■ **Problem**: Below is a listing; write it out exactly and drop any images from it.

Extracted records
──────

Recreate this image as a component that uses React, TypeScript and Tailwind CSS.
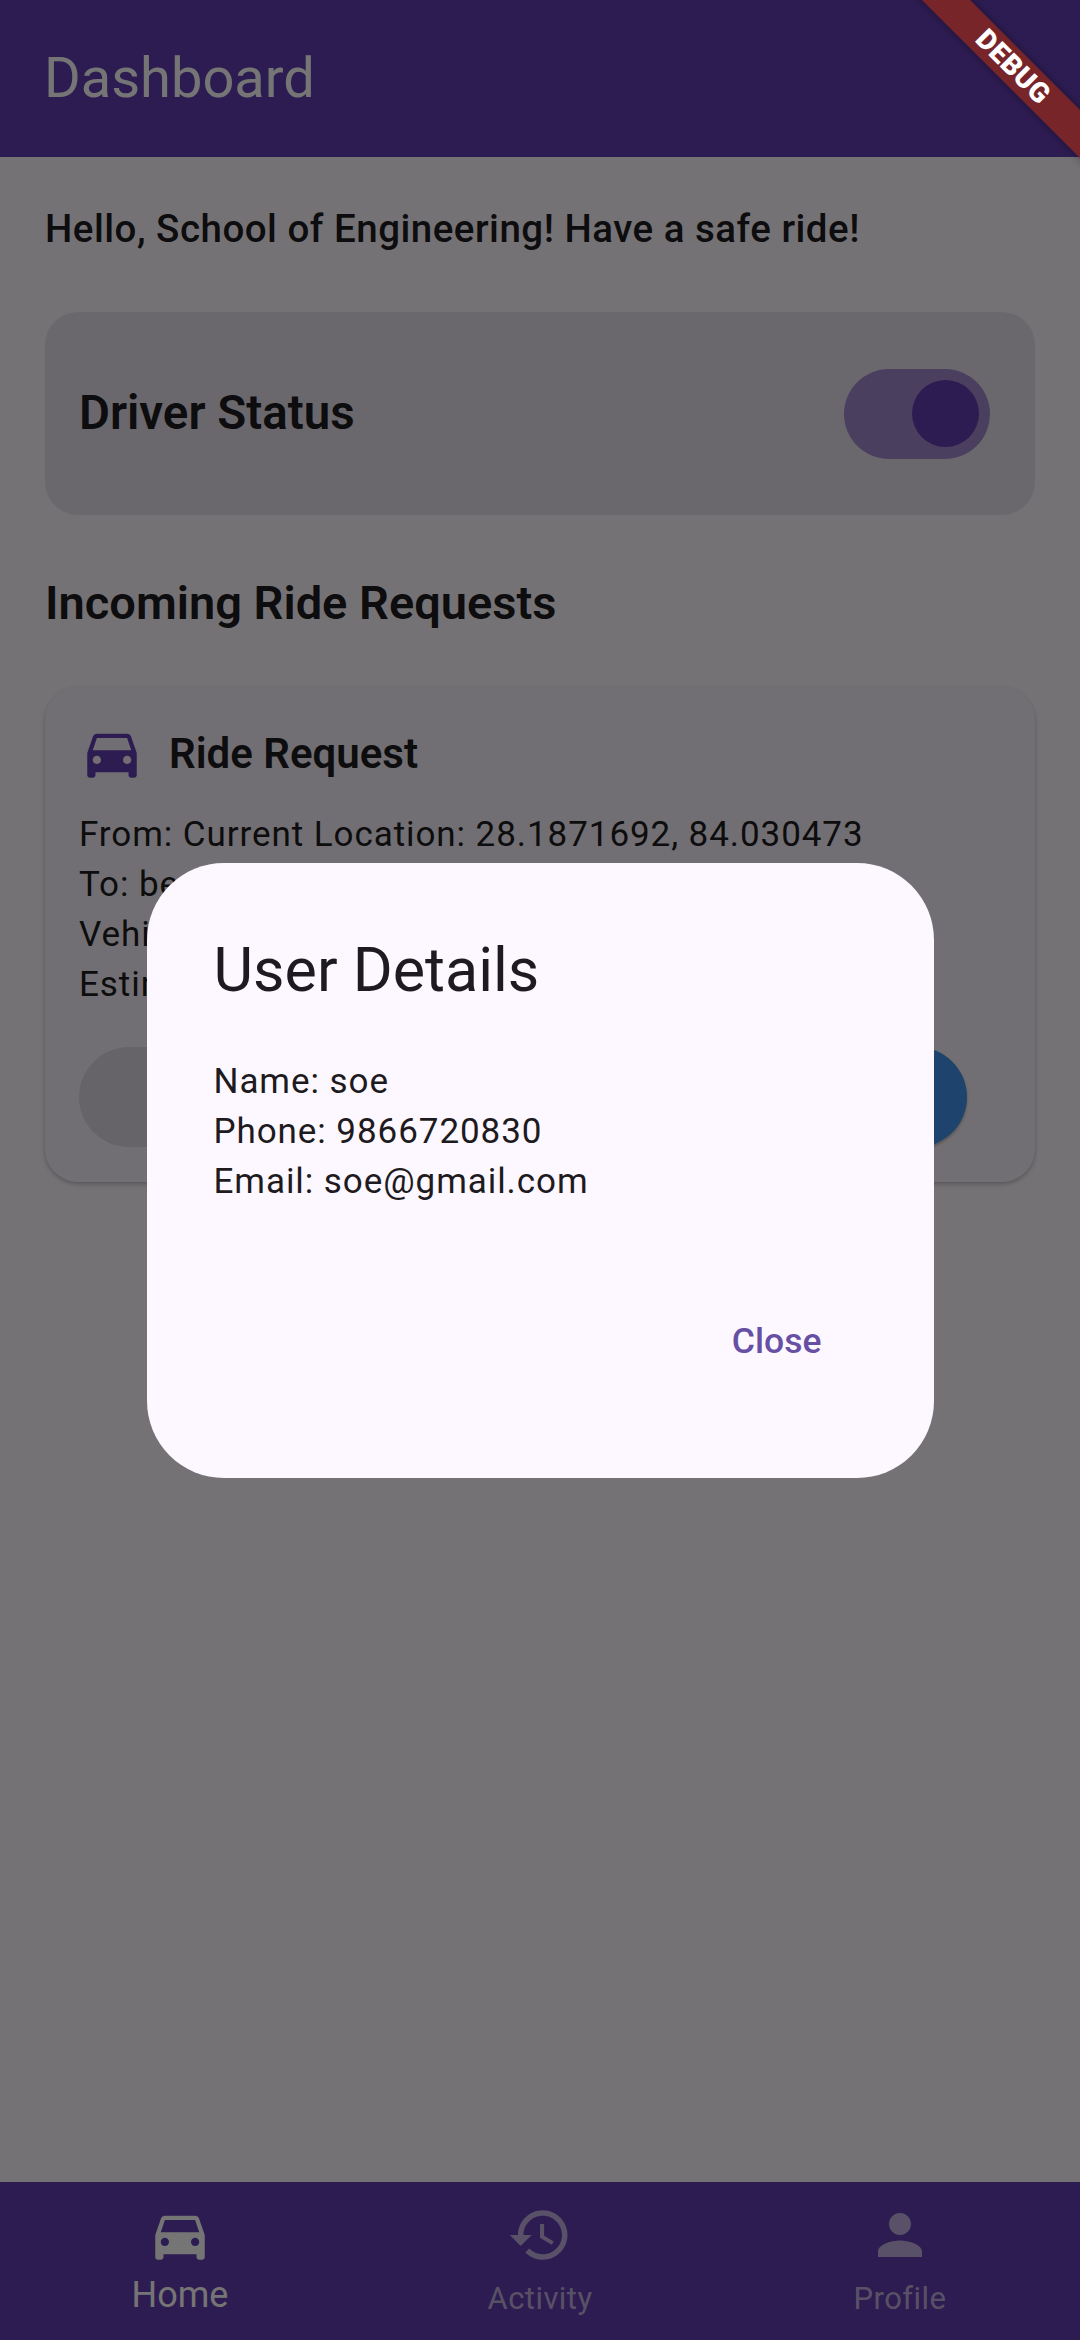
import React from "react";

const CAR = "M18.92 6.01C18.72 5.42 18.16 5 17.5 5h-11c-.66 0-1.21.42-1.42 1.01L3 12v8c0 .55.45 1 1 1h1c.55 0 1-.45 1-1v-1h12v1c0 .55.45 1 1 1h1c.55 0 1-.45 1-1v-8l-2.08-5.99zM6.5 16c-.83 0-1.5-.67-1.5-1.5S5.67 13 6.5 13s1.5.67 1.5 1.5S7.33 16 6.5 16zm11 0c-.83 0-1.5-.67-1.5-1.5s.67-1.5 1.5-1.5 1.5.67 1.5 1.5-.67 1.5-1.5 1.5zM5 11l1.5-4.5h11L19 11H5z";
const HISTORY = "M13 3c-4.97 0-9 4.03-9 9H1l3.89 3.89.07.14L9 12H6c0-3.87 3.13-7 7-7s7 3.13 7 7-3.13 7-7 7c-1.93 0-3.68-.79-4.94-2.06l-1.42 1.42C8.27 19.99 10.51 21 13 21c4.97 0 9-4.03 9-9s-4.03-9-9-9zm-1 5v5l4.28 2.54.72-1.21-3.5-2.08V8H12z";
const PERSON = "M12 12c2.21 0 4-1.79 4-4s-1.79-4-4-4-4 1.79-4 4 1.79 4 4 4zm0 2c-2.67 0-8 1.34-8 4v2h16v-2c0-2.66-5.33-4-8-4z";

function Icon({ d, className }: { d: string; className: string }) {
  return (
    <svg viewBox="0 0 24 24" fill="currentColor" className={className}>
      <path d={d} />
    </svg>
  );
}

export default function App() {
  return (
    <div className="relative flex h-[2340px] w-[1080px] flex-col overflow-hidden bg-[#fdf8ff] font-['Roboto',sans-serif] text-[#1d1b20]">
      <header className="flex h-[157px] shrink-0 items-center bg-[#623db2] pl-[44px] text-[56px] leading-none text-white">
        <span className="relative top-[-1px]">Dashboard</span>
      </header>

      <main className="flex flex-1 flex-col px-[45px]">
        <p className="mt-[44px] text-[38.5px] leading-[55px] font-medium tracking-[0.5px]">
          Hello, School of Engineering! Have a safe ride!
        </p>

        <section className="mt-[56px] flex h-[203px] items-center justify-between rounded-[33px] bg-[#e8e2ee] pr-[45px] pl-[34px]">
          <h2 className="text-[47.5px] font-semibold">Driver Status</h2>
          <div className="flex h-[90px] w-[146px] items-center justify-end rounded-full bg-[#a18ace] pr-[11px]">
            <div className="h-[67px] w-[67px] rounded-full bg-[#623db2]" />
          </div>
        </section>

        <h2 className="mt-[58px] text-[47px] leading-[60px] font-semibold">Incoming Ride Requests</h2>

        <section className="mt-[54px] flex h-[495px] flex-col rounded-[33px] bg-[#f7f2fa] px-[34px] pt-[33px] shadow-[0_2px_4px_rgba(0,0,0,0.25)]">
          <div className="flex h-[66px] items-center gap-[24px]">
            <Icon d={CAR} className="h-[66px] w-[66px] text-[#623db2]" />
            <h3 className="text-[42px] font-semibold">Ride Request</h3>
          </div>
          <div className="mt-[24px] text-[35px] leading-[50px] tracking-[0.93px]">
            <p>From: Current Location: 28.1871692, 84.030473</p>
            <p>To: bed</p>
            <p>Vehicle</p>
            <p>Estimated</p>
          </div>
          <div className="mt-[37px] flex justify-between pr-[34px]">
            <div className="h-[100px] w-[300px] rounded-full bg-[#dedae5]" />
            <div className="h-[100px] w-[300px] rounded-full bg-[#4392eb] shadow-[0_2px_3px_rgba(0,0,0,0.25)]" />
          </div>
        </section>
      </main>

      <nav className="grid h-[158px] shrink-0 grid-cols-3 bg-[#623db2]">
        <div className="flex flex-col items-center pt-[20px] text-white">
          <Icon d={CAR} className="h-[66px] w-[66px]" />
          <span className="mt-[4px] text-[36px] leading-[46px]">Home</span>
        </div>
        <div className="flex flex-col items-center pt-[20px] text-white/60">
          <Icon d={HISTORY} className="h-[66px] w-[66px]" />
          <span className="mt-[9px] text-[31px] leading-[44px] tracking-[0.45px]">Activity</span>
        </div>
        <div className="flex flex-col items-center pt-[20px] text-white/60">
          <Icon d={PERSON} className="h-[66px] w-[66px]" />
          <span className="mt-[9px] text-[31px] leading-[44px] tracking-[0.45px]">Profile</span>
        </div>
      </nav>

      <div className="absolute inset-0 flex items-center justify-center bg-black/54">
        <div className="flex h-[615px] w-[787px] flex-col rounded-[77px] bg-[#fdf8ff] px-[67px] pt-[67px]">
          <h2 className="text-[61px] leading-[80px]">User Details</h2>
          <div className="mt-[47px] text-[35px] leading-[50px] tracking-[0.93px]">
            <p>Name: soe</p>
            <p>Phone: 9866720830</p>
            <p>Email: soe@gmail.com</p>
          </div>
          <div className="mt-[109px] flex justify-end pr-[45px]">
            <span className="text-[35.5px] leading-[50px] font-medium text-[#6750a4]">Close</span>
          </div>
        </div>
      </div>

      <div className="absolute top-[50px] left-[863px] flex h-[34px] w-[300px] rotate-45 items-center justify-center bg-[#78252a] text-[28px] leading-none font-black tracking-[0.5px] text-white shadow-[0_0_10px_rgba(0,0,0,0.35)]">
        DEBUG
      </div>
    </div>
  );
}
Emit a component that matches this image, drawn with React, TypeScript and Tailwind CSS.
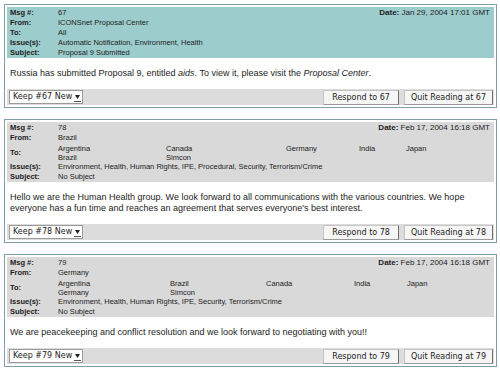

──────

■ **Reply to the exercise**:
Recreate this image as a component that uses React, TypeScript and Tailwind CSS.
import React from "react";

const CAR = "M18.92 6.01C18.72 5.42 18.16 5 17.5 5h-11c-.66 0-1.21.42-1.42 1.01L3 12v8c0 .55.45 1 1 1h1c.55 0 1-.45 1-1v-1h12v1c0 .55.45 1 1 1h1c.55 0 1-.45 1-1v-8l-2.08-5.99zM6.5 16c-.83 0-1.5-.67-1.5-1.5S5.67 13 6.5 13s1.5.67 1.5 1.5S7.33 16 6.5 16zm11 0c-.83 0-1.5-.67-1.5-1.5s.67-1.5 1.5-1.5 1.5.67 1.5 1.5-.67 1.5-1.5 1.5zM5 11l1.5-4.5h11L19 11H5z";
const HISTORY = "M13 3c-4.97 0-9 4.03-9 9H1l3.89 3.89.07.14L9 12H6c0-3.87 3.13-7 7-7s7 3.13 7 7-3.13 7-7 7c-1.93 0-3.68-.79-4.94-2.06l-1.42 1.42C8.27 19.99 10.51 21 13 21c4.97 0 9-4.03 9-9s-4.03-9-9-9zm-1 5v5l4.28 2.54.72-1.21-3.5-2.08V8H12z";
const PERSON = "M12 12c2.21 0 4-1.79 4-4s-1.79-4-4-4-4 1.79-4 4 1.79 4 4 4zm0 2c-2.67 0-8 1.34-8 4v2h16v-2c0-2.66-5.33-4-8-4z";

function Icon({ d, className }: { d: string; className: string }) {
  return (
    <svg viewBox="0 0 24 24" fill="currentColor" className={className}>
      <path d={d} />
    </svg>
  );
}

export default function App() {
  return (
    <div className="relative flex h-[2340px] w-[1080px] flex-col overflow-hidden bg-[#fdf8ff] font-['Roboto',sans-serif] text-[#1d1b20]">
      <header className="flex h-[157px] shrink-0 items-center bg-[#623db2] pl-[44px] text-[56px] leading-none text-white">
        <span className="relative top-[-1px]">Dashboard</span>
      </header>

      <main className="flex flex-1 flex-col px-[45px]">
        <p className="mt-[44px] text-[38.5px] leading-[55px] font-medium tracking-[0.5px]">
          Hello, School of Engineering! Have a safe ride!
        </p>

        <section className="mt-[56px] flex h-[203px] items-center justify-between rounded-[33px] bg-[#e8e2ee] pr-[45px] pl-[34px]">
          <h2 className="text-[47.5px] font-semibold">Driver Status</h2>
          <div className="flex h-[90px] w-[146px] items-center justify-end rounded-full bg-[#a18ace] pr-[11px]">
            <div className="h-[67px] w-[67px] rounded-full bg-[#623db2]" />
          </div>
        </section>

        <h2 className="mt-[58px] text-[47px] leading-[60px] font-semibold">Incoming Ride Requests</h2>

        <section className="mt-[54px] flex h-[495px] flex-col rounded-[33px] bg-[#f7f2fa] px-[34px] pt-[33px] shadow-[0_2px_4px_rgba(0,0,0,0.25)]">
          <div className="flex h-[66px] items-center gap-[24px]">
            <Icon d={CAR} className="h-[66px] w-[66px] text-[#623db2]" />
            <h3 className="text-[42px] font-semibold">Ride Request</h3>
          </div>
          <div className="mt-[24px] text-[35px] leading-[50px] tracking-[0.93px]">
            <p>From: Current Location: 28.1871692, 84.030473</p>
            <p>To: bed</p>
            <p>Vehicle</p>
            <p>Estimated</p>
          </div>
          <div className="mt-[37px] flex justify-between pr-[34px]">
            <div className="h-[100px] w-[300px] rounded-full bg-[#dedae5]" />
            <div className="h-[100px] w-[300px] rounded-full bg-[#4392eb] shadow-[0_2px_3px_rgba(0,0,0,0.25)]" />
          </div>
        </section>
      </main>

      <nav className="grid h-[158px] shrink-0 grid-cols-3 bg-[#623db2]">
        <div className="flex flex-col items-center pt-[20px] text-white">
          <Icon d={CAR} className="h-[66px] w-[66px]" />
          <span className="mt-[4px] text-[36px] leading-[46px]">Home</span>
        </div>
        <div className="flex flex-col items-center pt-[20px] text-white/60">
          <Icon d={HISTORY} className="h-[66px] w-[66px]" />
          <span className="mt-[9px] text-[31px] leading-[44px] tracking-[0.45px]">Activity</span>
        </div>
        <div className="flex flex-col items-center pt-[20px] text-white/60">
          <Icon d={PERSON} className="h-[66px] w-[66px]" />
          <span className="mt-[9px] text-[31px] leading-[44px] tracking-[0.45px]">Profile</span>
        </div>
      </nav>

      <div className="absolute inset-0 flex items-center justify-center bg-black/54">
        <div className="flex h-[615px] w-[787px] flex-col rounded-[77px] bg-[#fdf8ff] px-[67px] pt-[67px]">
          <h2 className="text-[61px] leading-[80px]">User Details</h2>
          <div className="mt-[47px] text-[35px] leading-[50px] tracking-[0.93px]">
            <p>Name: soe</p>
            <p>Phone: 9866720830</p>
            <p>Email: soe@gmail.com</p>
          </div>
          <div className="mt-[109px] flex justify-end pr-[45px]">
            <span className="text-[35.5px] leading-[50px] font-medium text-[#6750a4]">Close</span>
          </div>
        </div>
      </div>

      <div className="absolute top-[50px] left-[863px] flex h-[34px] w-[300px] rotate-45 items-center justify-center bg-[#78252a] text-[28px] leading-none font-black tracking-[0.5px] text-white shadow-[0_0_10px_rgba(0,0,0,0.35)]">
        DEBUG
      </div>
    </div>
  );
}
Emit a component that matches this image, drawn with React, TypeScript and Tailwind CSS.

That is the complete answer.